Without including any pictures, write out the listing below exactly.

##### SUPPLIED DATA #####

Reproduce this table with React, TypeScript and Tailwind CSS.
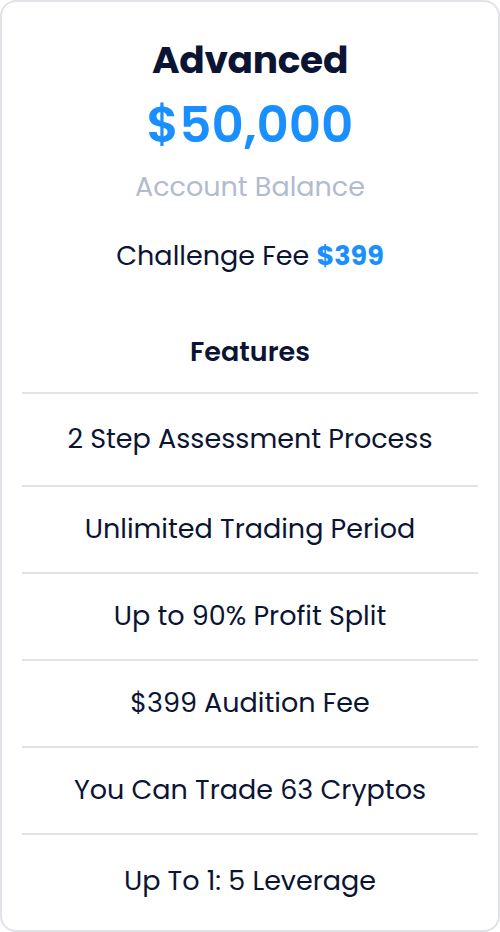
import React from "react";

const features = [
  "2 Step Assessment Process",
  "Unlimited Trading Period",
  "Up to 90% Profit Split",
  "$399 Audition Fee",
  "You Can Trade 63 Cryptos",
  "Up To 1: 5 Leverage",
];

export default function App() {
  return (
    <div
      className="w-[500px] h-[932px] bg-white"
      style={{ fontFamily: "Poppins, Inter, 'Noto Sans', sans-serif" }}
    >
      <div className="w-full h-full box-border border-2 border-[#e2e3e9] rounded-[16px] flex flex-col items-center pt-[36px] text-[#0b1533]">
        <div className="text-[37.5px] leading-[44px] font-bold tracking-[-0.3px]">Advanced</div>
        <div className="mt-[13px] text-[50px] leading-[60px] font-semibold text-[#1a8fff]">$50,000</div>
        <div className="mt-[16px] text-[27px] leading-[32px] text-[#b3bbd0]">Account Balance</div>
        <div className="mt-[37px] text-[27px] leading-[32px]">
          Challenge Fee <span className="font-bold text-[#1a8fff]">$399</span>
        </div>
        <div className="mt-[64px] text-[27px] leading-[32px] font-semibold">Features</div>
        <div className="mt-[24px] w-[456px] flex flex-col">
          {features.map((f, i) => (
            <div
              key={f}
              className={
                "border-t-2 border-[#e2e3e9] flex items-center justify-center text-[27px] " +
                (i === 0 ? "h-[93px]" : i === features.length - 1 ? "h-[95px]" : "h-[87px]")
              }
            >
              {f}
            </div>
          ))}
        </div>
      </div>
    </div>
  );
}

#####

▶ **SOLUTION FOR THIS EXERCISE**
Reproduce this table with React, TypeScript and Tailwind CSS.
import React from "react";

const features = [
  "2 Step Assessment Process",
  "Unlimited Trading Period",
  "Up to 90% Profit Split",
  "$399 Audition Fee",
  "You Can Trade 63 Cryptos",
  "Up To 1: 5 Leverage",
];

export default function App() {
  return (
    <div
      className="w-[500px] h-[932px] bg-white"
      style={{ fontFamily: "Poppins, Inter, 'Noto Sans', sans-serif" }}
    >
      <div className="w-full h-full box-border border-2 border-[#e2e3e9] rounded-[16px] flex flex-col items-center pt-[36px] text-[#0b1533]">
        <div className="text-[37.5px] leading-[44px] font-bold tracking-[-0.3px]">Advanced</div>
        <div className="mt-[13px] text-[50px] leading-[60px] font-semibold text-[#1a8fff]">$50,000</div>
        <div className="mt-[16px] text-[27px] leading-[32px] text-[#b3bbd0]">Account Balance</div>
        <div className="mt-[37px] text-[27px] leading-[32px]">
          Challenge Fee <span className="font-bold text-[#1a8fff]">$399</span>
        </div>
        <div className="mt-[64px] text-[27px] leading-[32px] font-semibold">Features</div>
        <div className="mt-[24px] w-[456px] flex flex-col">
          {features.map((f, i) => (
            <div
              key={f}
              className={
                "border-t-2 border-[#e2e3e9] flex items-center justify-center text-[27px] " +
                (i === 0 ? "h-[93px]" : i === features.length - 1 ? "h-[95px]" : "h-[87px]")
              }
            >
              {f}
            </div>
          ))}
        </div>
      </div>
    </div>
  );
}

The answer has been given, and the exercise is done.